Thursday, July 15, 2010
CMPD Officer Shoots Ground Claims Ground Made a Sudden Move
In a Barney Fife moment CMPD Officer Sean Parker, who’s been with CMPD since 2001, made a simple mistake and discharged his weapon into the ground.
Folks it happens, and thankfully no one was hurt. Back to the range for some remedial training to make everyone feel better and that should be the end of that. What troubles me is the ineptness of CMPD's public information staff, but more about that later.
Discharging your weapon by accident, isn't a big deal except to the officer on the other end of non stop jokes. I know I've been there, I was maybe 14 when I had my Dick Cheney moment and accidentally discharged my 12 gauge shot gun while out with my father and grandfather.

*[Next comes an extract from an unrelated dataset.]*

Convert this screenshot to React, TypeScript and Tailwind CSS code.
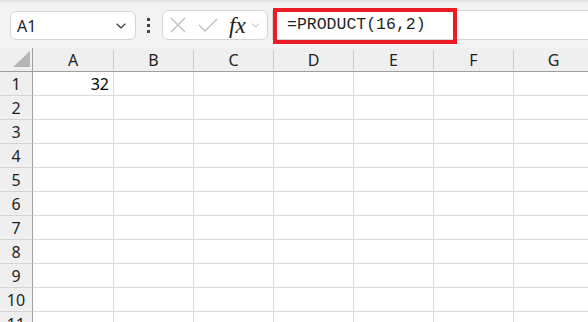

Crossing a road, and negotiating a fence in rural Illinois duck country, the quiet of that cool fall afternoon was interrupted by the blast of my 12 gauge Browning shot gun and sudden explosion of dirt less than five feet away.
I suspect that John Moses Browning would not have be pleased how I handled the pump action shotgun he designed, but my grandfather and father never said a word. The only indication of that heart stopping moment was some fine scotch they shared after we returned home.
As for CMPD, the circus act of note was the "Cover-up" mode the department went into after first reporting the "suspect" had fired on officers.
According to media sources, in an initial press release, spokesman Officer Robert Fey said a man then pulled a handgun from his waistband and fired a shot. Fey said police called out their helicopter and K-9 units to chase the fleeing suspect and found him a short time later.
Fey said a "police dog" found a handgun in bushes along Franklin Avenue after the man was taken into custody.
Then about 90 minutes after releasing their initial explanation, police held a news conference to clarify the facts of the shooting.
Police now say the only person who fired was Officer Parker, who is assigned to the Metro Division. He fired his gun into the ground while attempting to draw it from holster, police said.
Their initial explanation was based on witness statements and evidence gathered at the scene, they said.
Late Wednesday, spokeswoman Officer Rosalyn Harrington would not say whether there is any indication that Parker intentionally misled police about who fired the shot. His administrative leave is standard procedure. She also refused to identify the three people detained during the incident or say whether they were still in custody.
Do they even have a clue how to run a public relations office at a police department?